** start of Dataset excerpts **
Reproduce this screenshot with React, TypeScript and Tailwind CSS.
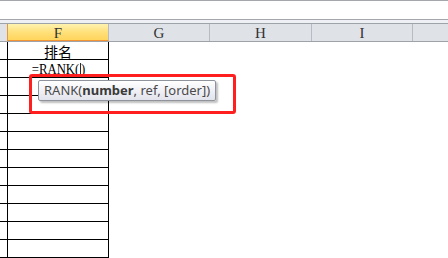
import React from "react";

const rows = Array.from({ length: 12 }, (_, i) => i);

export default function App() {
  return (
    <div className="relative w-[448px] h-[258px] overflow-hidden bg-white">
      {/* formula bar remnant */}
      <div className="h-[20px] border-t border-b border-[#a3a6ab] bg-white" />
      <div className="h-[3px] bg-[#eef0f3]" />
      {/* column header */}
      <div className="flex h-[19px] border-t border-b border-[#9ea3a9] bg-[#dfe3e8] text-[#333] text-[15px] leading-[18px] font-['Liberation_Serif',serif]">
        <div className="w-[8px] border-r border-[#e39a3c]" />
        <div className="w-[101px] border-r border-[#b8bcc2] bg-gradient-to-b from-[#fff3b0] via-[#ffe07a] to-[#ffd55c] border-b border-b-[#f29436] text-center">
          F
        </div>
        <div className="w-[101px] border-r border-[#b8bcc2] text-center">G</div>
        <div className="w-[102px] border-r border-[#b8bcc2] text-center">H</div>
        <div className="w-[101px] border-r border-[#b8bcc2] text-center">I</div>
        <div className="flex-1" />
      </div>
      {/* body */}
      <div className="flex flex-col">
        {rows.map((i) => (
          <div key={i} className="flex h-[18px]">
            <div className="w-[7px] border-b border-black" />
            <div className="w-[102px] border-l border-r border-b border-black flex items-end justify-center overflow-visible">
              {i === 0 && (
                <span className="text-[14px] leading-[16px] text-black font-['Noto_Sans_CJK_SC',sans-serif]">
                  排名
                </span>
              )}
              {i === 1 && (
                <span className="text-[15px] leading-[15px] text-black flex items-center scale-x-[0.85] font-['Liberation_Serif',serif]">
                  <span>=RANK(</span>
                  <span className="inline-block w-px h-[13px] bg-black ml-[1px]" />
                  <span>)</span>
                </span>
              )}
            </div>
            <div className="flex-1" />
          </div>
        ))}
      </div>

      {/* red annotation */}
      <div className="absolute left-[29px] top-[74px] w-[207px] h-[40px] border-[3px] border-[#ff1f1f] rounded-[3px]" />

      {/* tooltip */}
      <div className="absolute left-[38px] top-[80px] h-[21px] px-[5px] flex items-center border border-[#8f949c] rounded-[2px] bg-gradient-to-b from-white to-[#e2e3ec] text-[#4a4a4a] text-[13px] leading-none whitespace-nowrap shadow-[2px_2px_2px_rgba(0,0,0,0.25)] font-['Noto_Sans',sans-serif]">
        RANK(<b className="font-bold text-[#3a3a3a]">number</b>, ref, [order])
      </div>
    </div>
  );
}
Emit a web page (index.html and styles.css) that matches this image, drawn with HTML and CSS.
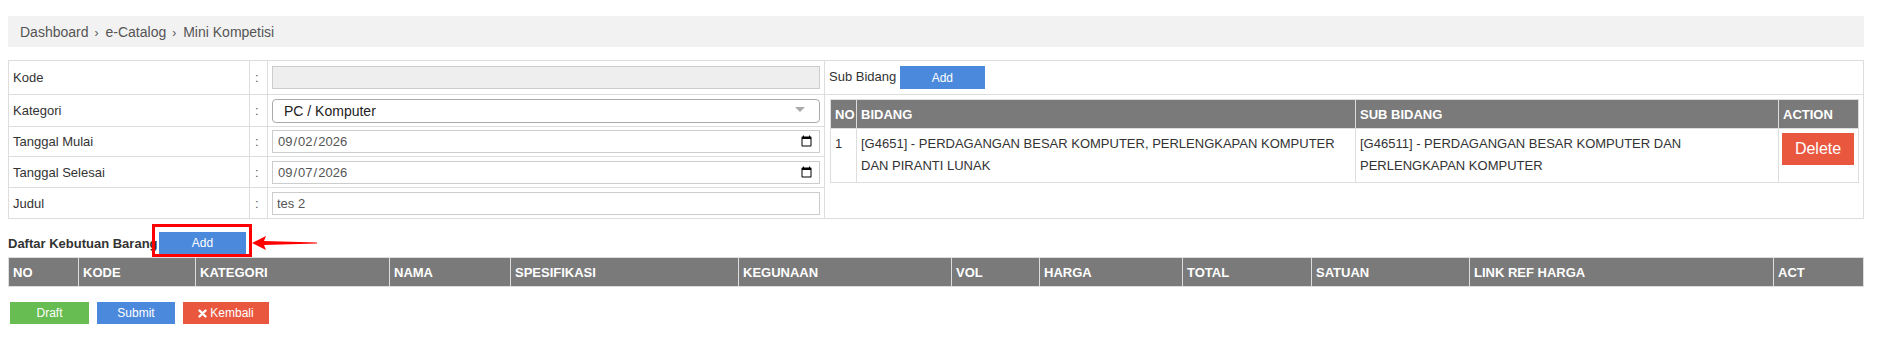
FILE: index.html
```html
<!DOCTYPE html>
<html lang="id">
<head>
    <meta charset="UTF-8">
    <title>Mini Kompetisi</title>
    <link rel="stylesheet" href="styles.css">
</head>
<body>
    <div class="page">
        <div class="breadcrumb">
            <span>Dashboard</span><span class="sep">&rsaquo;</span>
            <span>e-Catalog</span><span class="sep">&rsaquo;</span>
            <span>Mini Kompetisi</span>
        </div>

        <table class="form-table">
            <colgroup>
                <col style="width:241px">
                <col style="width:18px">
                <col style="width:557px">
                <col>
            </colgroup>
            <tr class="r1">
                <td>Kode</td>
                <td class="colon">:</td>
                <td><input class="field" type="text" disabled></td>
                <td class="sub-head">Sub Bidang <button class="btn btn-blue btn-sub">Add</button></td>
            </tr>
            <tr class="r2">
                <td>Kategori</td>
                <td class="colon">:</td>
                <td>
                    <div class="select">
                        <span>PC / Komputer</span>
                        <span class="caret"></span>
                    </div>
                </td>
                <td rowspan="4" class="sub-cell">
                    <table class="data sub-table">
                        <colgroup>
                            <col style="width:26px">
                            <col style="width:499px">
                            <col style="width:423px">
                            <col>
                        </colgroup>
                        <tr>
                            <th>NO</th>
                            <th>BIDANG</th>
                            <th>SUB BIDANG</th>
                            <th>ACTION</th>
                        </tr>
                        <tr>
                            <td>1</td>
                            <td>[G4651] - PERDAGANGAN BESAR KOMPUTER, PERLENGKAPAN KOMPUTER DAN PIRANTI LUNAK</td>
                            <td class="wide">[G46511] - PERDAGANGAN BESAR KOMPUTER DAN PERLENGKAPAN KOMPUTER</td>
                            <td><button class="btn btn-red btn-delete">Delete</button></td>
                        </tr>
                    </table>
                </td>
            </tr>
            <tr class="r3">
                <td>Tanggal Mulai</td>
                <td class="colon">:</td>
                <td><input class="field" type="date" value="2026-09-02"></td>
            </tr>
            <tr class="r4">
                <td>Tanggal Selesai</td>
                <td class="colon">:</td>
                <td><input class="field" type="date" value="2026-09-07"></td>
            </tr>
            <tr class="r5">
                <td>Judul</td>
                <td class="colon">:</td>
                <td><input class="field" type="text" value="tes 2"></td>
            </tr>
        </table>

        <div class="list-head">
            <b>Daftar Kebutuan Barang</b>
            <span class="add-wrap">
                <button class="btn btn-blue btn-add">Add</button>
                <span class="mark"></span>
                <svg class="arrow" width="66" height="16" viewBox="0 0 66 16">
                    <polygon points="0,8 14,1 12,6 65,7.5 65,8.5 12,10 14,15" fill="#f00"/>
                </svg>
            </span>
        </div>

        <table class="data main-table">
            <colgroup>
                <col style="width:70px">
                <col style="width:117px">
                <col style="width:194px">
                <col style="width:121px">
                <col style="width:228px">
                <col style="width:213px">
                <col style="width:88px">
                <col style="width:143px">
                <col style="width:129px">
                <col style="width:158px">
                <col style="width:304px">
                <col>
            </colgroup>
            <tr>
                <th>NO</th>
                <th>KODE</th>
                <th>KATEGORI</th>
                <th>NAMA</th>
                <th>SPESIFIKASI</th>
                <th>KEGUNAAN</th>
                <th>VOL</th>
                <th>HARGA</th>
                <th>TOTAL</th>
                <th>SATUAN</th>
                <th>LINK REF HARGA</th>
                <th>ACT</th>
            </tr>
        </table>

        <div class="actions">
            <button class="btn btn-green">Draft</button>
            <button class="btn btn-blue">Submit</button>
            <button class="btn btn-red btn-back">
                <svg width="9" height="9" viewBox="0 0 9 9"><path d="M1.5 1.5 L7.5 7.5 M7.5 1.5 L1.5 7.5" stroke="#fff" stroke-width="2.4" stroke-linecap="round"/></svg>
                Kembali
            </button>
        </div>
    </div>
</body>
</html>
```

FILE: styles.css
```css
body {
    margin: 0;
    background-color: #fff;
    font-family: "Liberation Sans", Arial, sans-serif;
    font-size: 13px;
    color: #333;
}
.page {
    width: 1856px;
    padding: 16px 0 0 8px;
}
.breadcrumb {
    background-color: #f2f2f2;
    height: 31px;
    display: flex;
    align-items: center;
    padding: 0 12px;
    color: #555;
    font-size: 14px;
}
.breadcrumb .sep {
    margin: 3px 7px 0 6px;
    font-size: 12px;
}
table {
    border-collapse: collapse;
    table-layout: fixed;
}
.form-table {
    width: 1856px;
    margin-top: 13px;
}
.form-table > tbody > tr > td {
    border: 1px solid #ddd;
    padding: 0 4px;
    vertical-align: middle;
}
.form-table .r1 { height: 34px; }
.form-table .r2 { height: 32px; }
.form-table .r3 { height: 30px; }
.form-table .r4 { height: 31px; }
.form-table .r5 { height: 31px; }
.form-table td.colon {
    color: #555;
    padding-left: 5px;
}
.field {
    box-sizing: border-box;
    width: 100%;
    height: 23px;
    border: 1px solid #ccc;
    padding: 0 4px;
    font-family: "Liberation Sans", Arial, sans-serif;
    font-size: 13px;
    color: #555;
    background-color: #fff;
    display: block;
}
.field:disabled {
    background-color: #eee;
}
.select {
    box-sizing: border-box;
    height: 24px;
    border: 1px solid #aaa;
    border-radius: 4px;
    display: flex;
    align-items: center;
    justify-content: space-between;
    padding: 0 14px 0 11px;
    font-size: 14px;
    color: #222;
}
.select .caret {
    width: 0;
    height: 0;
    border-left: 5px solid transparent;
    border-right: 5px solid transparent;
    border-top: 5px solid #aaa;
    margin-top: -2px;
}
.form-table td.sub-head {
    padding-left: 4px;
    color: #333;
}
.form-table td.sub-cell {
    vertical-align: top;
    padding: 4px 5px;
}
.btn {
    border: none;
    color: #fff;
    font-family: "Liberation Sans", Arial, sans-serif;
    font-size: 12px;
    height: 22px;
    padding: 0;
    cursor: pointer;
}
.btn-blue { background-color: #4a89dc; }
.btn-red { background-color: #e9573f; }
.btn-green { background-color: #67bd51; }
.btn-sub {
    width: 85px;
    height: 23px;
    margin-left: 0;
    vertical-align: middle;
}
.data {
    border: 1px solid #ddd;
}
.data th {
    background-color: #7a7a7a;
    color: #fff;
    font-weight: bold;
    text-align: left;
    font-size: 13px;
    padding: 0 4px;
    border: 1px solid #ddd;
    white-space: nowrap;
}
.sub-table {
    width: 1029px;
}
.sub-table th {
    height: 28px;
}
.sub-table td {
    border: 1px solid #ddd;
    padding: 4px 4px 5px;
    line-height: 22px;
    vertical-align: top;
    font-size: 13px;
    color: #333;
}
.sub-table td.wide {
    padding-right: 24px;
}
.btn-delete {
    width: 72px;
    height: 32px;
    font-size: 16px;
    display: block;
    margin-left: -1px;
}
.list-head {
    display: flex;
    align-items: flex-end;
    height: 38px;
}
.list-head b {
    width: 151px;
    white-space: nowrap;
    font-size: 13px;
    color: #333;
    line-height: 13px;
    margin-bottom: 7px;
}
.add-wrap {
    position: relative;
    display: inline-block;
    line-height: 0;
}
.btn-add {
    width: 87px;
    height: 22px;
    margin-bottom: 3px;
}
.mark {
    position: absolute;
    left: -7px;
    top: -8px;
    width: 94px;
    height: 27px;
    border: 3px solid #f00;
}
.arrow {
    position: absolute;
    left: 93px;
    top: 3px;
}
.main-table {
    width: 1856px;
}
.main-table th {
    height: 28px;
}
.actions {
    display: flex;
    gap: 8px;
    margin-top: 15px;
    padding-left: 2px;
}
.actions .btn-green { width: 79px; }
.actions .btn-blue { width: 78px; }
.actions .btn-back {
    width: 86px;
    display: flex;
    align-items: center;
    justify-content: center;
    gap: 3px;
}
```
** end of Dataset excerpts **
→ Task to carry out:
Gather each line in the entries above where the string "with" is found.

→ Finished task:
Reproduce this screenshot with React, TypeScript and Tailwind CSS.
Emit a web page (index.html and styles.css) that matches this image, drawn with HTML and CSS.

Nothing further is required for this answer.